(Work to complete) Emit the data below verbatim, stripping out any pictures.

(Data provided)
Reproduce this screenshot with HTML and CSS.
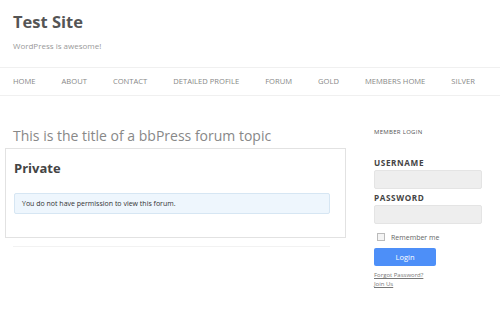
FILE: index.html
```html
<!DOCTYPE html>
<html lang="en">
<head>
  <meta charset="UTF-8">
  <meta name="viewport" content="width=device-width, initial-scale=1.0">
  <title>Test Site</title>
  <link rel="stylesheet" href="styles.css">
</head>
<body>

  <header class="site-header">
    <h1 class="site-title">Test Site</h1>
    <p class="site-desc">WordPress is awesome!</p>
  </header>

  <nav class="main-nav">
    <a href="#">Home</a>
    <a href="#">About</a>
    <a href="#">Contact</a>
    <a href="#">Detailed Profile</a>
    <a href="#">Forum</a>
    <a href="#">Gold</a>
    <a href="#">Members Home</a>
    <a href="#">Silver</a>
  </nav>

  <div class="page">
    <main class="content">
      <h2 class="entry-title">This is the title of a bbPress forum topic</h2>
      <div class="forum-box">
        <h3>Private</h3>
        <div class="notice">You do not have permission to view this forum.</div>
      </div>
      <div class="rule"></div>
    </main>

    <aside class="sidebar">
      <h4 class="widget-title">Member Login</h4>
      <label class="field-label">Username</label>
      <input type="text" class="field">
      <label class="field-label">Password</label>
      <input type="password" class="field">
      <label class="remember"><span class="box"></span> Remember me</label>
      <button class="login">Login</button>
      <a href="#" class="small-link">Forgot Password?</a>
      <a href="#" class="small-link">Join Us</a>
    </aside>
  </div>

</body>
</html>
```

FILE: styles.css
```css
body {
  margin: 0;
  background: #fff;
  font-family: 'Open Sans', sans-serif;
  color: #444;
}
.site-header {
  padding: 10px 13px 0;
  height: 57px;
  box-sizing: border-box;
}
.site-title {
  margin: 0;
  font-size: 16.5px;
  font-weight: 700;
  line-height: 24px;
  color: #555;
}
.site-desc {
  margin: 6px 0 0;
  font-size: 8px;
  color: #999;
}
.main-nav {
  margin-top: 10px;
  border-top: 1px solid #f0f0f0;
  border-bottom: 1px solid #f0f0f0;
  height: 27px;
  display: flex;
  align-items: center;
  gap: 26px;
  padding-left: 13px;
}
.main-nav a {
  font-size: 7.6px;
  text-transform: uppercase;
  color: #888;
  text-decoration: none;
  margin-top: -1px;
}
.page {
  display: flex;
  padding-top: 28px;
}
.content {
  width: 346px;
}
.entry-title {
  margin: 3px 0 3px 13px;
  font-size: 14px;
  font-weight: 400;
  line-height: 18px;
  color: #888;
}
.forum-box {
  margin-left: 5px;
  border: 1px solid #e2e2e2;
  height: 90px;
  box-sizing: border-box;
  padding: 10px 15px 0 8px;
}
.forum-box h3 {
  margin: 0;
  font-size: 13px;
  font-weight: 700;
  line-height: 18px;
  color: #444;
}
.notice {
  margin-top: 16px;
  background: #eef6fd;
  border: 1px solid #d6e6f3;
  border-radius: 2px;
  font-size: 7px;
  line-height: 19px;
  padding: 0 7px;
  color: #333;
}
.rule {
  margin: 8px 16px 0 13px;
  height: 1px;
  background: #f2f2f2;
}
.sidebar {
  margin-left: 28px;
  width: 108px;
  display: flex;
  flex-direction: column;
  align-items: flex-start;
}
.widget-title {
  margin: 4px 0 21px;
  font-size: 6px;
  line-height: 8px;
  font-weight: 400;
  text-transform: uppercase;
  letter-spacing: 0.3px;
  color: #555;
}
.field-label {
  font-size: 8.2px;
  font-weight: 700;
  text-transform: uppercase;
  letter-spacing: 0.6px;
  color: #444;
  line-height: 11px;
  margin-bottom: 2px;
}
.field {
  width: 108px;
  height: 19px;
  box-sizing: border-box;
  border: 1px solid #e4e4e4;
  border-radius: 2px;
  background: #eee;
  margin: 0 0 3px;
  padding: 0;
}
.remember {
  display: flex;
  align-items: center;
  height: 10px;
  font-size: 7px;
  color: #666;
  margin: 5px 0 6px 3px;
  gap: 6px;
}
.remember .box {
  width: 6px;
  height: 6px;
  border: 1px solid #bbb;
  background: #f4f4f4;
}
.login {
  width: 62px;
  height: 18px;
  border: none;
  border-radius: 2px;
  background: #4d8ff8;
  color: #fff;
  font-family: 'Open Sans', sans-serif;
  font-size: 7.5px;
  padding: 0;
  margin-bottom: 5px;
}
.small-link {
  font-size: 6px;
  color: #777;
  line-height: 9px;
}
```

(Result of the exercise)
Reproduce this screenshot with HTML and CSS.
FILE: index.html
```html
<!DOCTYPE html>
<html lang="en">
<head>
  <meta charset="UTF-8">
  <meta name="viewport" content="width=device-width, initial-scale=1.0">
  <title>Test Site</title>
  <link rel="stylesheet" href="styles.css">
</head>
<body>

  <header class="site-header">
    <h1 class="site-title">Test Site</h1>
    <p class="site-desc">WordPress is awesome!</p>
  </header>

  <nav class="main-nav">
    <a href="#">Home</a>
    <a href="#">About</a>
    <a href="#">Contact</a>
    <a href="#">Detailed Profile</a>
    <a href="#">Forum</a>
    <a href="#">Gold</a>
    <a href="#">Members Home</a>
    <a href="#">Silver</a>
  </nav>

  <div class="page">
    <main class="content">
      <h2 class="entry-title">This is the title of a bbPress forum topic</h2>
      <div class="forum-box">
        <h3>Private</h3>
        <div class="notice">You do not have permission to view this forum.</div>
      </div>
      <div class="rule"></div>
    </main>

    <aside class="sidebar">
      <h4 class="widget-title">Member Login</h4>
      <label class="field-label">Username</label>
      <input type="text" class="field">
      <label class="field-label">Password</label>
      <input type="password" class="field">
      <label class="remember"><span class="box"></span> Remember me</label>
      <button class="login">Login</button>
      <a href="#" class="small-link">Forgot Password?</a>
      <a href="#" class="small-link">Join Us</a>
    </aside>
  </div>

</body>
</html>
```

FILE: styles.css
```css
body {
  margin: 0;
  background: #fff;
  font-family: 'Open Sans', sans-serif;
  color: #444;
}
.site-header {
  padding: 10px 13px 0;
  height: 57px;
  box-sizing: border-box;
}
.site-title {
  margin: 0;
  font-size: 16.5px;
  font-weight: 700;
  line-height: 24px;
  color: #555;
}
.site-desc {
  margin: 6px 0 0;
  font-size: 8px;
  color: #999;
}
.main-nav {
  margin-top: 10px;
  border-top: 1px solid #f0f0f0;
  border-bottom: 1px solid #f0f0f0;
  height: 27px;
  display: flex;
  align-items: center;
  gap: 26px;
  padding-left: 13px;
}
.main-nav a {
  font-size: 7.6px;
  text-transform: uppercase;
  color: #888;
  text-decoration: none;
  margin-top: -1px;
}
.page {
  display: flex;
  padding-top: 28px;
}
.content {
  width: 346px;
}
.entry-title {
  margin: 3px 0 3px 13px;
  font-size: 14px;
  font-weight: 400;
  line-height: 18px;
  color: #888;
}
.forum-box {
  margin-left: 5px;
  border: 1px solid #e2e2e2;
  height: 90px;
  box-sizing: border-box;
  padding: 10px 15px 0 8px;
}
.forum-box h3 {
  margin: 0;
  font-size: 13px;
  font-weight: 700;
  line-height: 18px;
  color: #444;
}
.notice {
  margin-top: 16px;
  background: #eef6fd;
  border: 1px solid #d6e6f3;
  border-radius: 2px;
  font-size: 7px;
  line-height: 19px;
  padding: 0 7px;
  color: #333;
}
.rule {
  margin: 8px 16px 0 13px;
  height: 1px;
  background: #f2f2f2;
}
.sidebar {
  margin-left: 28px;
  width: 108px;
  display: flex;
  flex-direction: column;
  align-items: flex-start;
}
.widget-title {
  margin: 4px 0 21px;
  font-size: 6px;
  line-height: 8px;
  font-weight: 400;
  text-transform: uppercase;
  letter-spacing: 0.3px;
  color: #555;
}
.field-label {
  font-size: 8.2px;
  font-weight: 700;
  text-transform: uppercase;
  letter-spacing: 0.6px;
  color: #444;
  line-height: 11px;
  margin-bottom: 2px;
}
.field {
  width: 108px;
  height: 19px;
  box-sizing: border-box;
  border: 1px solid #e4e4e4;
  border-radius: 2px;
  background: #eee;
  margin: 0 0 3px;
  padding: 0;
}
.remember {
  display: flex;
  align-items: center;
  height: 10px;
  font-size: 7px;
  color: #666;
  margin: 5px 0 6px 3px;
  gap: 6px;
}
.remember .box {
  width: 6px;
  height: 6px;
  border: 1px solid #bbb;
  background: #f4f4f4;
}
.login {
  width: 62px;
  height: 18px;
  border: none;
  border-radius: 2px;
  background: #4d8ff8;
  color: #fff;
  font-family: 'Open Sans', sans-serif;
  font-size: 7.5px;
  padding: 0;
  margin-bottom: 5px;
}
.small-link {
  font-size: 6px;
  color: #777;
  line-height: 9px;
}
```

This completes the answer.